Swahili is the most widespread lingua franca in East Africa. In Congo, the local dialect of Swahili is known as Congo Swahili and differs considerably from Standard Swahili. Many variations of Congo Swahili are spoken in the country but the major one is Kingwana, sometimes called Copperbelt Swahili, especially in the Katanga area.

== Tshiluba ==

The constitution does not specify which of the two major variations of Tshiluba is the national language. Luba-Kasai is spoken in the East Kasai Region (Luba people) and Luba-Lulua is used in the West Kasai Region among the Bena Lulua people. Luba-Kasai seems to be the language used by the administration. A related language, known as Luba-Katanga, is spoken in Katanga Province.

== Other languages ==
The most notable other languages of the Democratic Republic of the Congo are Mashi, Mongo, Lunda, Kilega, Tetela, Chokwe, Budza, Ngbandi, Lendu, Mangbetu, Yombe, Nande, Ngbaka, Zande, Lugbara, Kifuliiru and Komo.
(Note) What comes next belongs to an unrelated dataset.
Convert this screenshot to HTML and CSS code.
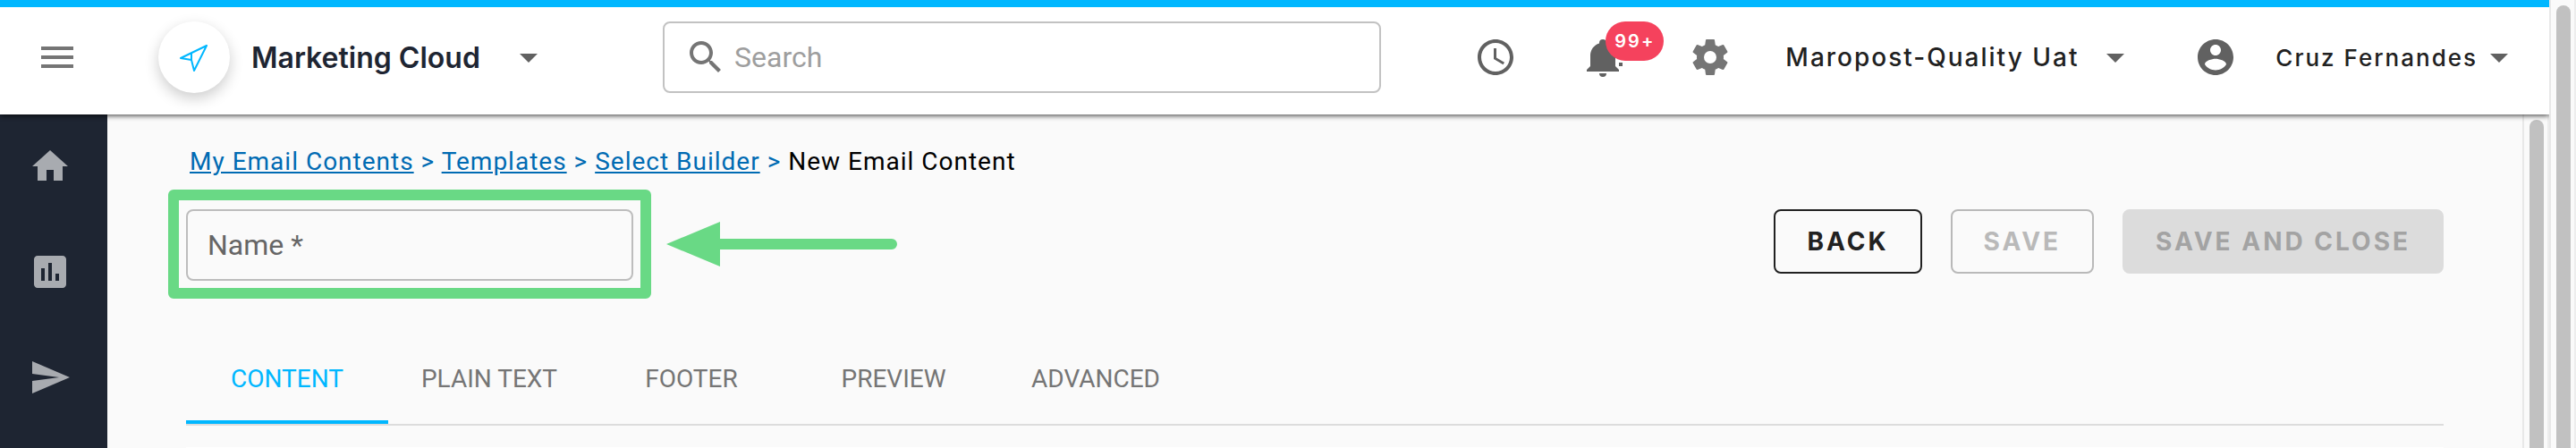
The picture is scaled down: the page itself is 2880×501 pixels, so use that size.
FILE: index.html
```html
<!DOCTYPE html>
<html lang="en">
<head>
  <meta charset="UTF-8">
  <title>New Email Content</title>
  <link rel="stylesheet" href="styles.css">
</head>
<body>

  <div class="app">
    <!-- Top bar -->
    <header class="topbar">
      <div class="topbar-left">
        <button class="icon-btn" aria-label="Menu">
          <svg class="icon" viewBox="0 0 24 24"><path d="M3 18h18v-2H3v2zm0-5h18v-2H3v2zm0-7v2h18V6H3z"/></svg>
        </button>
        <div class="product">
          <span class="product-logo">
            <svg viewBox="0 0 32 32"><path d="M30 3 L1 17 L13 19 L16 31 Z M13 19 V11"/></svg>
          </span>
          <select class="product-select" aria-label="Product">
            <option>Marketing Cloud</option>
          </select>
          <svg class="icon caret" viewBox="0 0 24 24"><path d="M7 10l5 5 5-5z"/></svg>
        </div>
      </div>

      <label class="search">
        <svg class="icon" viewBox="0 0 24 24"><path d="M15.5 14h-.79l-.28-.27C15.41 12.59 16 11.11 16 9.5 16 5.91 13.09 3 9.5 3S3 5.91 3 9.5 5.91 16 9.5 16c1.61 0 3.09-.59 4.23-1.57l.27.28v.79l5 4.99L20.49 19l-4.99-5zm-6 0C7.01 14 5 11.99 5 9.5S7.01 5 9.5 5 14 7.01 14 9.5 11.99 14 9.5 14z"/></svg>
        <input type="search" placeholder="Search" aria-label="Search">
      </label>

      <div class="topbar-right">
        <div class="actions">
          <button class="icon-btn dark" aria-label="History">
            <svg class="icon" viewBox="0 0 24 24"><path d="M11.99 2C6.47 2 2 6.48 2 12s4.47 10 9.99 10C17.52 22 22 17.52 22 12S17.52 2 11.99 2zM12 20c-4.42 0-8-3.58-8-8s3.58-8 8-8 8 3.58 8 8-3.58 8-8 8zm.5-13H11v6l5.25 3.15.75-1.23-4.5-2.67z"/></svg>
          </button>
          <button class="icon-btn dark" aria-label="Notifications">
            <svg class="icon" viewBox="0 0 24 24"><path d="M23 7v6h-2V7M21 15h2v2h-2v-2M21 19v1H3v-1l2-2v-6c0-3.1 2.03-5.83 5-6.71V4a2 2 0 0 1 4 0v.29c2.97.88 5 3.61 5 6.71v6l2 2M14 21a2 2 0 0 1-4 0"/></svg>
            <span class="badge">99+</span>
          </button>
          <button class="icon-btn" aria-label="Settings">
            <svg class="icon" viewBox="0 0 24 24"><path d="M12 15.5A3.5 3.5 0 0 1 8.5 12 3.5 3.5 0 0 1 12 8.5a3.5 3.5 0 0 1 3.5 3.5 3.5 3.5 0 0 1-3.5 3.5m7.43-2.53c.04-.32.07-.64.07-.97s-.03-.66-.07-1l2.11-1.63c.19-.15.24-.42.12-.64l-2-3.46c-.12-.22-.39-.31-.61-.22l-2.49 1c-.52-.39-1.06-.73-1.69-.98l-.37-2.65A.506.506 0 0 0 14 2h-4c-.25 0-.46.18-.5.42l-.37 2.65c-.63.25-1.17.59-1.69.98l-2.49-1c-.22-.09-.49 0-.61.22l-2 3.46c-.13.22-.07.49.12.64L4.57 11c-.04.34-.07.67-.07 1s.03.65.07.97l-2.11 1.66c-.19.15-.25.42-.12.64l2 3.46c.12.22.39.3.61.22l2.49-1.01c.52.4 1.06.74 1.69.99l.37 2.65c.04.24.25.42.5.42h4c.25 0 .46-.18.5-.42l.37-2.65c.63-.26 1.17-.59 1.69-.99l2.49 1.01c.22.08.49 0 .61-.22l2-3.46c.12-.22.07-.49-.12-.64l-2.11-1.66z"/></svg>
          </button>
        </div>
        <div class="account">
          <select class="account-select" aria-label="Account">
            <option>Maropost-Quality Uat</option>
          </select>
          <svg class="icon caret" viewBox="0 0 24 24"><path d="M7 10l5 5 5-5z"/></svg>
        </div>
        <button class="user">
          <svg class="icon" viewBox="0 0 24 24"><path d="M12 2C6.48 2 2 6.48 2 12s4.48 10 10 10 10-4.48 10-10S17.52 2 12 2zm0 3c1.66 0 3 1.34 3 3s-1.34 3-3 3-3-1.34-3-3 1.34-3 3-3zm0 14.2c-2.5 0-4.71-1.28-6-3.22.03-1.99 4-3.08 6-3.08 1.99 0 5.97 1.09 6 3.08-1.29 1.94-3.5 3.22-6 3.22z"/></svg>
          <span class="user-name">Cruz Fernandes</span>
          <svg class="icon caret" viewBox="0 0 24 24"><path d="M7 10l5 5 5-5z"/></svg>
        </button>
      </div>
    </header>

    <div class="body">
      <nav class="sidebar">
        <a href="#" aria-label="Home">
          <svg class="icon" viewBox="0 0 24 24"><path d="M10 20v-6h4v6h5v-8h3L12 3 2 12h3v8z"/></svg>
        </a>
        <a href="#" aria-label="Reports">
          <svg class="icon" viewBox="0 0 24 24"><path d="M19 3H5c-1.1 0-2 .9-2 2v14c0 1.1.9 2 2 2h14c1.1 0 2-.9 2-2V5c0-1.1-.9-2-2-2zM9 17H7v-7h2v7zm4 0h-2V7h2v10zm4 0h-2v-4h2v4z"/></svg>
        </a>
        <a href="#" aria-label="Campaigns">
          <svg class="icon" viewBox="0 0 24 24"><path d="M2 21L23 12 2 3v7l15 2-15 2z"/></svg>
        </a>
      </nav>

      <main class="content">
        <nav class="breadcrumbs">
          <a href="#">My Email Contents</a> &gt;
          <a href="#">Templates</a> &gt;
          <a href="#">Select Builder</a> &gt;
          <span class="current">New Email Content</span>
        </nav>

        <div class="form-row">
          <div class="field">
            <input type="text" id="name" required>
            <label for="name">Name *</label>
            <!-- highlight and arrow over the name field -->
            <div class="highlight"></div>
            <svg class="arrow" viewBox="0 0 258 50"><path d="M0 25 L60 0 V19 H252 A6 6 0 0 1 252 31 H60 V50 Z"/></svg>
          </div>
          <div class="buttons">
            <button class="btn">BACK</button>
            <button class="btn" disabled>SAVE</button>
            <button class="btn btn-filled" disabled>SAVE AND CLOSE</button>
          </div>
        </div>

        <div class="tabs" role="tablist">
          <button class="tab active" role="tab">CONTENT</button>
          <button class="tab" role="tab">PLAIN TEXT</button>
          <button class="tab" role="tab">FOOTER</button>
          <button class="tab" role="tab">PREVIEW</button>
          <button class="tab" role="tab">ADVANCED</button>
        </div>
        <div class="panel"></div>
      </main>

      <div class="scrollbar"><div class="thumb"></div></div>
    </div>
  </div>

  <div class="scrollbar"><div class="thumb"></div></div>

</body>
</html>
```

FILE: styles.css
```css
* {
  box-sizing: border-box;
}

body {
  display: flex;
  height: 100vh;
  margin: 0;
  font-family: Roboto, sans-serif;
  font-size: 28px;
  background: #fafafa;
}

button, input, select {
  margin: 0;
  padding: 0;
  border: none;
  background: none;
  font: inherit;
  letter-spacing: inherit;
  color: inherit;
}

button {
  cursor: pointer;
}

.icon {
  display: block;
  flex: none;
  width: 48px;
  height: 48px;
  fill: currentColor;
}

.app {
  display: flex;
  flex-direction: column;
  flex: 1;
  min-width: 0;
}

/* Top bar */
.topbar {
  position: relative;
  z-index: 2;
  display: flex;
  align-items: center;
  flex: none;
  height: 128px;
  padding: 0 32px 8px 40px;
  border-top: 8px solid #00b7ff;
  background: white;
  box-shadow: 0 1px 6px rgba(0,0,0,0.8);
  clip-path: inset(0 0 -8px 0);
  font-family: Inter, sans-serif;
}

.topbar-left {
  display: flex;
  align-items: center;
  flex: 0 0 701px;
}

.icon-btn {
  position: relative;
  color: #757575;
}

.icon-btn.dark {
  color: #616161;
}

.product {
  display: flex;
  align-items: center;
  margin-left: 89px;
}

.product-logo {
  display: flex;
  align-items: center;
  justify-content: center;
  width: 80px;
  height: 80px;
  border-radius: 50%;
  background: white;
  box-shadow: 0 6px 16px rgba(0,0,0,0.2);
}

.product-logo svg {
  width: 32px;
  height: 32px;
  fill: none;
  stroke: #00b7ff;
  stroke-width: 2;
  stroke-linejoin: round;
}

.product-select, .account-select {
  appearance: none;
  cursor: pointer;
}

.product-select {
  margin: 0 30px 0 24px;
  font-size: 32px;
  font-weight: 600;
  color: #1e2532;
}

.caret {
  color: #616161;
  pointer-events: none;
}

.search {
  display: flex;
  align-items: center;
  flex: 0 1 803px;
  height: 80px;
  padding: 0 22px;
  border: 2px solid #c2c2c2;
  border-radius: 8px;
  color: #757575;
  font-family: Roboto, sans-serif;
  font-size: 32px;
}

.search input {
  flex: 1;
  min-width: 0;
  margin-left: 8px;
  outline: none;
}

.search input::placeholder {
  color: #9e9e9e;
}

.topbar-right {
  display: flex;
  align-items: center;
  margin-left: auto;
}

.actions {
  display: flex;
  gap: 72px;
  margin-right: 60px;
}

.badge {
  position: absolute;
  top: -16px;
  left: 27px;
  width: 65px;
  height: 44px;
  border-radius: 22px;
  background: #f5425d;
  color: white;
  font-size: 20px;
  font-weight: 600;
  line-height: 44px;
  letter-spacing: 2px;
}

.account {
  display: flex;
  align-items: center;
  gap: 16px;
  font-weight: 500;
  letter-spacing: 2px;
  color: #212121;
}

.user {
  display: flex;
  align-items: center;
  margin-left: 64px;
  font-size: 26px;
  font-weight: 500;
  letter-spacing: 2px;
  color: #616161;
}

.user-name {
  margin-left: 43px;
  color: #212121;
}

/* Sidebar */
.body {
  display: flex;
  flex: 1;
  min-height: 0;
}

.sidebar {
  display: flex;
  flex-direction: column;
  align-items: center;
  gap: 70px;
  flex: none;
  width: 120px;
  padding: 34px 8px 0 0;
  background: #1e2532;
}

.sidebar a {
  color: #a8abb0;
}

/* Page content */
.content {
  display: flex;
  flex-direction: column;
  flex: 1;
  min-width: 0;
  padding: 34px 88px 0;
}

.breadcrumbs {
  height: 72px;
  padding-left: 4px;
  line-height: 38px;
  letter-spacing: 1px;
  color: #006bb3;
}

.breadcrumbs a {
  color: inherit;
}

.breadcrumbs .current {
  color: black;
}

.form-row {
  display: flex;
  justify-content: space-between;
  align-items: flex-start;
}

.field {
  position: relative;
  width: 500px;
  height: 80px;
  font-size: 32px;
}

.field input {
  width: 100%;
  height: 100%;
  padding: 0 24px;
  border: 2px solid #bdbdbd;
  border-radius: 8px;
}

.field label {
  position: absolute;
  top: 0;
  left: 24px;
  line-height: 80px;
  color: #666;
}

.highlight {
  position: absolute;
  inset: -22px -20px -20px;
  border: 12px solid #69d985;
  border-radius: 6px;
  pointer-events: none;
}

.arrow {
  position: absolute;
  top: 14px;
  left: 537px;
  width: 258px;
  height: 50px;
  fill: #69d985;
}

.buttons {
  display: flex;
  gap: 32px;
}

.btn {
  height: 72px;
  padding: 0 35px;
  border: 2px solid #212121;
  border-radius: 8px;
  font-family: Inter, sans-serif;
  font-weight: 700;
  letter-spacing: 3px;
  color: #212121;
}

.btn:disabled {
  border-color: #b9b9b9;
  color: #b9b9b9;
  cursor: default;
}

.btn-filled:disabled {
  border-color: #dcdcdc;
  background: #dcdcdc;
  color: #a3a3a3;
}

/* Tabs */
.tabs {
  display: flex;
  margin-top: 66px;
  border-bottom: 2px solid #dcdcdc;
}

.tab {
  width: 226px;
  height: 94px;
  padding-bottom: 4px;
  border-bottom: 4px solid transparent;
  color: #757575;
}

.tab.active {
  border-color: #00b7ff;
  color: #00b7ff;
}

.panel {
  flex: 1;
  margin-top: 24px;
  background: white;
}

/* Scrollbars */
.scrollbar {
  flex: none;
  width: 30px;
  padding: 6px 6px 0;
  border-left: 2px solid #e8e8e8;
  border-right: 2px solid #ededed;
  background: #fafafa;
}

.thumb {
  width: 16px;
  height: 100%;
  border-radius: 8px 8px 0 0;
  background: #c1c1c1;
}
```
As of 2010 the government decided to include Portuguese as an optional language at schools as a response to Brazil's increasing influence on the continent, and of the growing and considerable Angolan and Mozambican immigrant communities.

Among the various forms of slang spoken in the Congo, Indubil has been noted since around the 1960s and continues to evolve today.

== Sign languages ==
There are 12 deaf institutions in the country, and most teach French Sign Language or variations. American Sign Language is also practiced in the country.

== Foreign languages ==
=== Dutch ===
Dutch, one of the languages of Belgium, had official status in the Congo Free State from 1885 to 1908 and the Belgian Congo from 1908 to 1960. Although spoken by many Belgian colonials especially Catholic missionaries, French was largely favored by the Belgian administration. A good knowledge of the French language was necessary to obtain a promotion in the colony and the Dutch-speakers were therefore more dispersed in the provinces while the French-speakers were grouped together in the cities.

=== English ===
English is used by ministers and on certain official occasions. Former president Joseph Kabila grew up and studied in Tanzania, an English-speaking nation. Moreover, English is the language most often used by UN soldiers in the DRC and, since the 1960s, by a large number of Congolese refugees who have returned to the country after having previously lived in neighbouring countries where English is widely spoken (Zambia, Tanzania, Uganda, etc.).